▶ _Exercise_:
For this exercise, repeat all of the material verbatim apart from its images.

▶ _Recorded information_:
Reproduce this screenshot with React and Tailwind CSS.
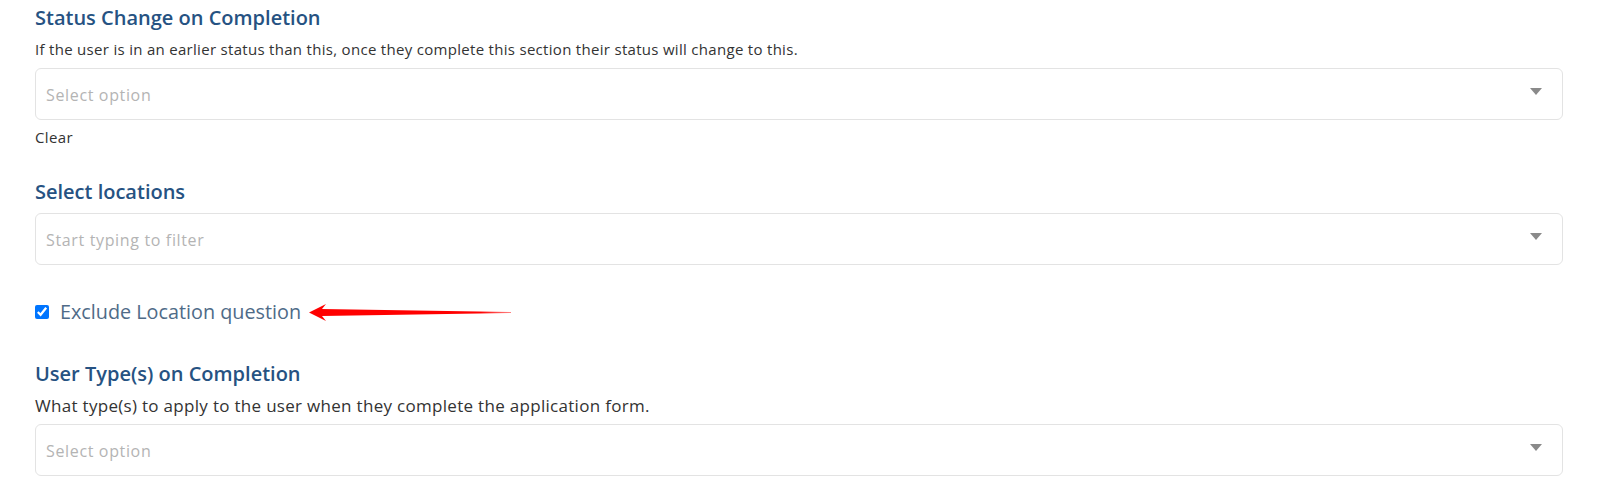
import React from 'react';

const font = { fontFamily: '"Open Sans", "Noto Sans", sans-serif' };

function Caret() {
  return (
    <svg width="12" height="7" viewBox="0 0 12 7" className="mt-[-5px]">
      <polygon points="0,0 12,0 6,7" fill="#8a8a8a" />
    </svg>
  );
}

function SelectBox({ placeholder, className = '' }) {
  return (
    <div
      className={`flex h-[52px] items-center justify-between rounded-[6px] border border-[#e3e3e3] bg-white pl-[10px] pr-[20px] ${className}`}
    >
      <span className="mt-[2px] text-[16px] tracking-[0.65px] text-[#b4b4b4]">{placeholder}</span>
      <Caret />
    </div>
  );
}

function Arrow() {
  return (
    <svg width="202" height="17" viewBox="0 0 202 17" className="ml-[8px] mt-[1px]">
      <defs>
        <linearGradient id="fade" x1="0" x2="1" y1="0" y2="0">
          <stop offset="0" stopColor="#ff0000" />
          <stop offset="0.85" stopColor="#ff0000" />
          <stop offset="1" stopColor="#ff3030" stopOpacity="0.6" />
        </linearGradient>
      </defs>
      <polygon points="0,8.5 17,0 13,5 202,8 202,9 13,12 17,17" fill="url(#fade)" />
    </svg>
  );
}

export default function App() {
  return (
    <div className="min-h-[486px] w-full bg-white px-[35px] pt-[4px] text-[#333]" style={font}>
      <h3 className="text-[20px] leading-[28px] font-semibold text-[#265282]">Status Change on Completion</h3>
      <p className="mt-[7px] text-[15px] leading-[20px] tracking-[0.3px] text-[#333]">
        If the user is in an earlier status than this, once they complete this section their status will change to this.
      </p>
      <SelectBox placeholder="Select option" className="mt-[9px]" />
      <p className="mt-[7px] text-[15px] leading-[20px] tracking-[0.4px] text-[#333]">Clear</p>

      <h3 className="mt-[31px] text-[20px] leading-[28px] font-semibold text-[#265282]">Select locations</h3>
      <SelectBox placeholder="Start typing to filter" className="mt-[7px]" />

      <div className="mt-[33px] flex h-[28px] items-center">
        <input type="checkbox" defaultChecked className="m-0 h-[14px] w-[14px] accent-[#0075ff]" />
        <label className="ml-[11px] text-[19.8px] leading-[28px] text-[#4f6b88]">Exclude Location question</label>
        <Arrow />
      </div>

      <h3 className="mt-[34px] text-[20px] leading-[28px] font-semibold text-[#265282]">User Type(s) on Completion</h3>
      <p className="mt-[8px] text-[17px] leading-[20px] tracking-[0.3px] text-[#333]">
        What type(s) to apply to the user when they complete the application form.
      </p>
      <SelectBox placeholder="Select option" className="mt-[8px]" />
    </div>
  );
}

▶ _Task solution_:
Reproduce this screenshot with React and Tailwind CSS.
import React from 'react';

const font = { fontFamily: '"Open Sans", "Noto Sans", sans-serif' };

function Caret() {
  return (
    <svg width="12" height="7" viewBox="0 0 12 7" className="mt-[-5px]">
      <polygon points="0,0 12,0 6,7" fill="#8a8a8a" />
    </svg>
  );
}

function SelectBox({ placeholder, className = '' }) {
  return (
    <div
      className={`flex h-[52px] items-center justify-between rounded-[6px] border border-[#e3e3e3] bg-white pl-[10px] pr-[20px] ${className}`}
    >
      <span className="mt-[2px] text-[16px] tracking-[0.65px] text-[#b4b4b4]">{placeholder}</span>
      <Caret />
    </div>
  );
}

function Arrow() {
  return (
    <svg width="202" height="17" viewBox="0 0 202 17" className="ml-[8px] mt-[1px]">
      <defs>
        <linearGradient id="fade" x1="0" x2="1" y1="0" y2="0">
          <stop offset="0" stopColor="#ff0000" />
          <stop offset="0.85" stopColor="#ff0000" />
          <stop offset="1" stopColor="#ff3030" stopOpacity="0.6" />
        </linearGradient>
      </defs>
      <polygon points="0,8.5 17,0 13,5 202,8 202,9 13,12 17,17" fill="url(#fade)" />
    </svg>
  );
}

export default function App() {
  return (
    <div className="min-h-[486px] w-full bg-white px-[35px] pt-[4px] text-[#333]" style={font}>
      <h3 className="text-[20px] leading-[28px] font-semibold text-[#265282]">Status Change on Completion</h3>
      <p className="mt-[7px] text-[15px] leading-[20px] tracking-[0.3px] text-[#333]">
        If the user is in an earlier status than this, once they complete this section their status will change to this.
      </p>
      <SelectBox placeholder="Select option" className="mt-[9px]" />
      <p className="mt-[7px] text-[15px] leading-[20px] tracking-[0.4px] text-[#333]">Clear</p>

      <h3 className="mt-[31px] text-[20px] leading-[28px] font-semibold text-[#265282]">Select locations</h3>
      <SelectBox placeholder="Start typing to filter" className="mt-[7px]" />

      <div className="mt-[33px] flex h-[28px] items-center">
        <input type="checkbox" defaultChecked className="m-0 h-[14px] w-[14px] accent-[#0075ff]" />
        <label className="ml-[11px] text-[19.8px] leading-[28px] text-[#4f6b88]">Exclude Location question</label>
        <Arrow />
      </div>

      <h3 className="mt-[34px] text-[20px] leading-[28px] font-semibold text-[#265282]">User Type(s) on Completion</h3>
      <p className="mt-[8px] text-[17px] leading-[20px] tracking-[0.3px] text-[#333]">
        What type(s) to apply to the user when they complete the application form.
      </p>
      <SelectBox placeholder="Select option" className="mt-[8px]" />
    </div>
  );
}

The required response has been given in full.